Students Drive Overhaul of School Lunch
Students in Niles Township High School District 219 in Skokie, Ill., were getting tired of paying more money for healthy foods at lunch and craved nutritious meals with a variety of flavors and choices at a fair price. Students were actually paying more for salad and carrot sticks than unhealthy foods such as pizza or fries. In early 2010, they asked the school board to make changes in the food. Because of the growing rates of diabetes and obesity in school-aged children around the nation, board members had to act.
Last August, about 18 months after the district’s board started considering overhauling its school lunch program, the district implemented a five-year sustainable food program with a Chicago-based company called Organic Life, despite the fact that Congress knocked down measures by the U.S. Department of Agriculture to improve nutrition in school lunches a few months later.
The process for the new program started in early 2010 after initiative from students, when the district created a wellness committee comprised of teachers and staff that met with students and conducted surveys to find out how students felt about lunch choices. Students participated in taste tests and the district eventually chose Organic Life with the help of student input.
“Including students in the process of creating the environment in which they live and learn every day is an essential component to creating an environment that is respected and embraced by those who use it and is part of our long-term goal to teach leadership,” says Superintendent Nanciann Gatta.
Local and Organic
At the start of the school year, under the supervision of the National School Lunch Program (NSLP), Organic Life started serving local and organic food that makes up seven complete lunches every day at three high schools serving 4,800 students. The district will save $600,000 per year with NSLP funds and Organic Life.
Lunches include a main course—such as pasta primavera tossed in lightly roasted garlic and herb oil or free-range chicken—organic steamed vegetables and fresh organic fruit. Green plate specials, which are the cheapest and healthiest meals, are $2.25 each or free for students who qualify for free or reduced-price lunches, which is about 31 percent of the student population.

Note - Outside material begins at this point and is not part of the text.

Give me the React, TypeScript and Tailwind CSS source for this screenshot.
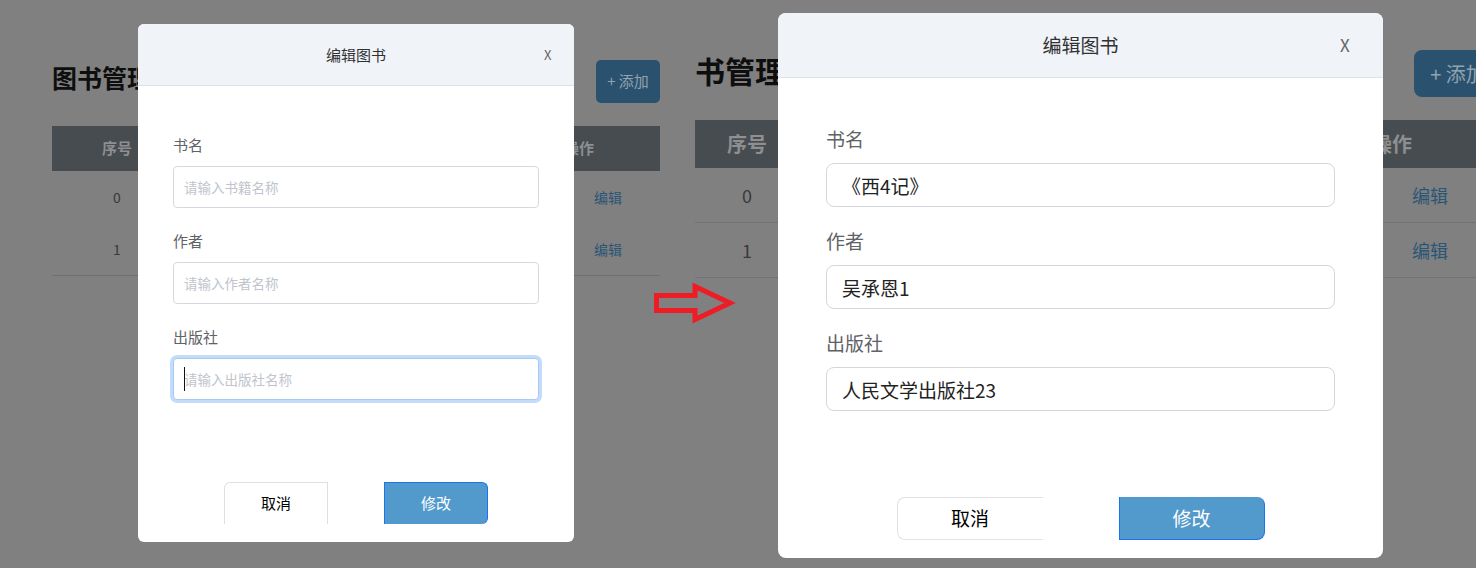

Sheri Doniger, vice president of the school board, played an essential role in seeing this initiative through. “We look at lunch as an extension of the classroom and as another period,” she says. “For a lot of our kids, this is the only healthy meal they get all day and the only way to show them what a healthy meal looks like.”
Paul O’Malley, assistant superintendent of business services, says this five-year plan allows for gradual change. “We didn’t want the provider to change the food in the first year,” he explains. “We have to explore which foods are helpful, and we have a five-year progression to change food practices and increase organic food purchasing.”
Based on feedback from students, the community and school board, District 219 came up with 67 different strategies to implement over five years. These practices include buying local and organic fruits, vegetables and meats, purchasing kitchen clothing made from organic cotton, and hanging signs about nutrition around the cafeteria.
The district plans to increase sustainable practices each year and to reduce costs while doing so. Organic and local food purchases started at 20 percent of the total cost of foods purchased and will increase by 5 percent each year. Employees are measuring the amount of water, gas and electricity used not just to reduce costs, but to build consciousness. They also started measuring food waste in the kitchen in November and are looking for a way to begin composting waste.